According to such a configuration, since an ultraviolet absorbent is mixed into a surface-layer portion of a resin encapsulator, a wavelength-converting material provided close to a light emitting diode element becomes insusceptible to externally-incoming ultraviolet radiation or the like and hence the aging of the wavelength-converting material can be controlled.
Since the ultraviolet absorbent is mixed into the surface-layer portion of the resin encapsulator alone, there is no fear of a substantial reduction in the brightness of a light emitting diode due to its mixing.

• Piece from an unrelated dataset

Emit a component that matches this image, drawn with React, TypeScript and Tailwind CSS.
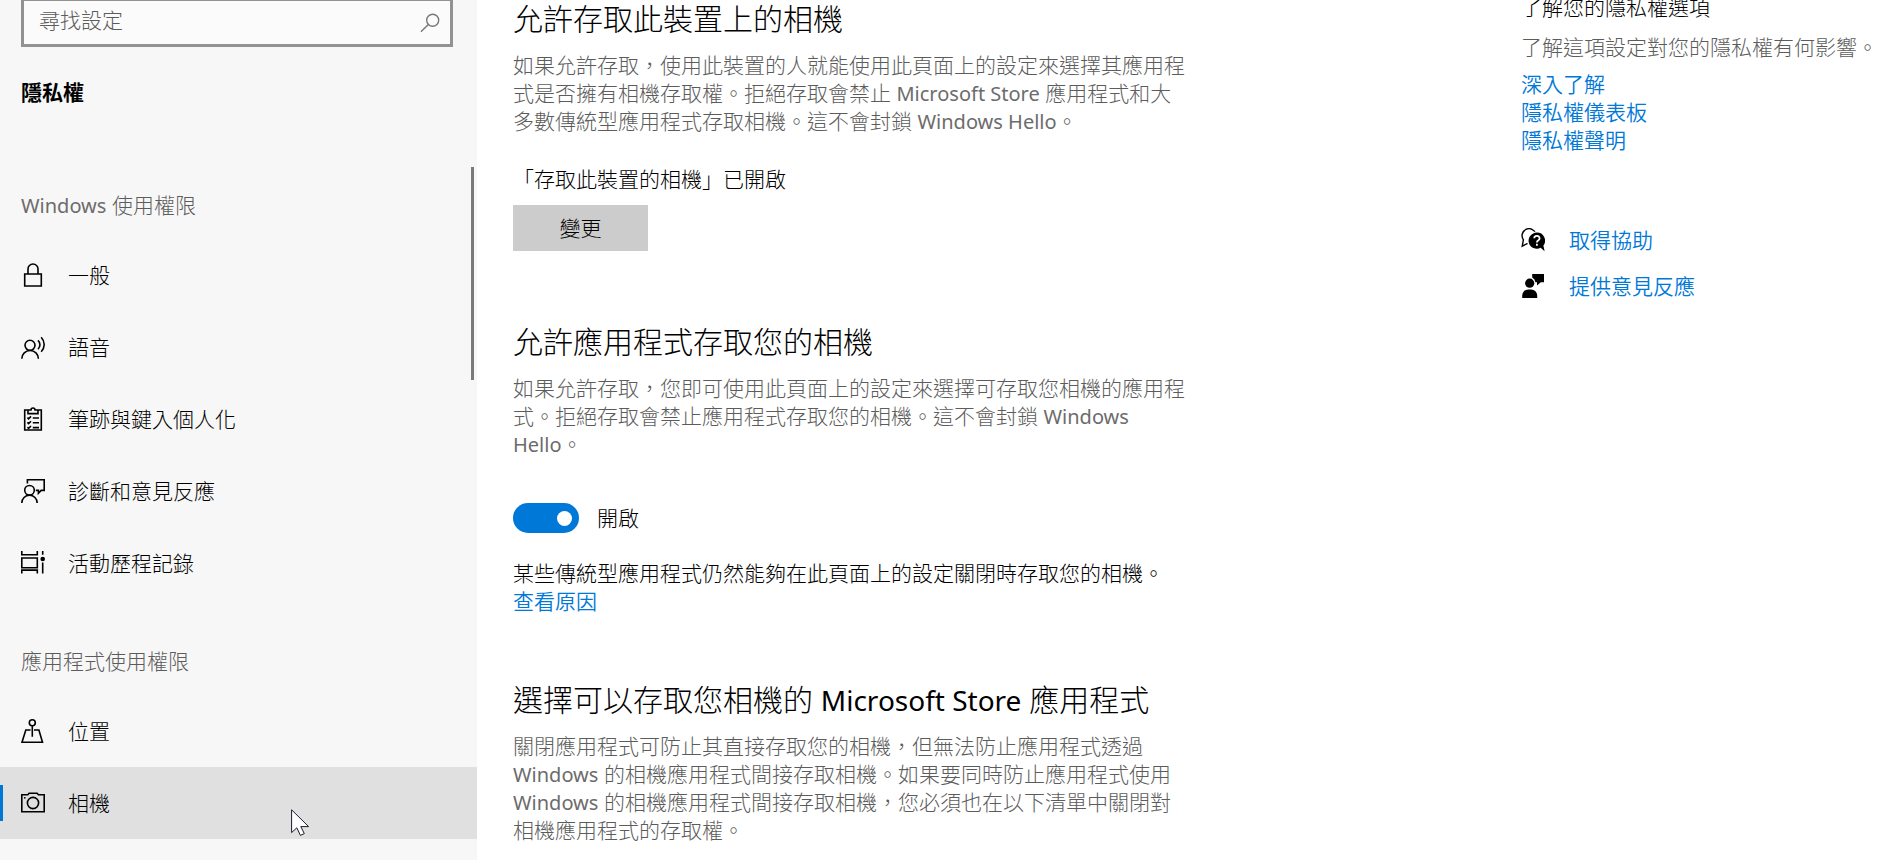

Even when a plurality of surface-mount type light emitting diodes are placed adjacent to each other since an upper surface of a first resin encapsulator charged in a reflection frame is placed in a position lower than an upper edge of the reflection frame, light emitting from one light emitting diode can be blocked by an upper edge of a reflection frame of the other light emitting diode, and luminescent colors of both the light emitting diodes are not mixed together.
Since a diffusing agent is mixed into a second resin encapsulator, wavelength-converted light is diffused to obtain a luminescent color having uniformity.
Since the second resin encapsulator is covered with a third resin encapsulator shaped in cap form over its entirety, the wavelength-converting material placed therein becomes more insusceptible to externally-incoming ultraviolet radiation or the like.
Since a condenser lens portion is formed on an upper surface of the third resin encapsulator, light emitted from a light emitting diode element is gathered by the condenser lens portion to obtain high-brightness luminescence.
According to a manufacturing method of the present invention, since a large number of surface-mount type light emitting diodes can simultaneously be fabricated on a glass epoxy assembled structure, great cost-down can be achieved and a large economical effect is obtained. Further, the condenser lens portion is formed integrally with a resin encapsulator and automatic mounting to a motherboard is allowed. In addition to these, a reduction in the number of man-days, an improvement in yield, and an improvement in reliability or the like can be achieved.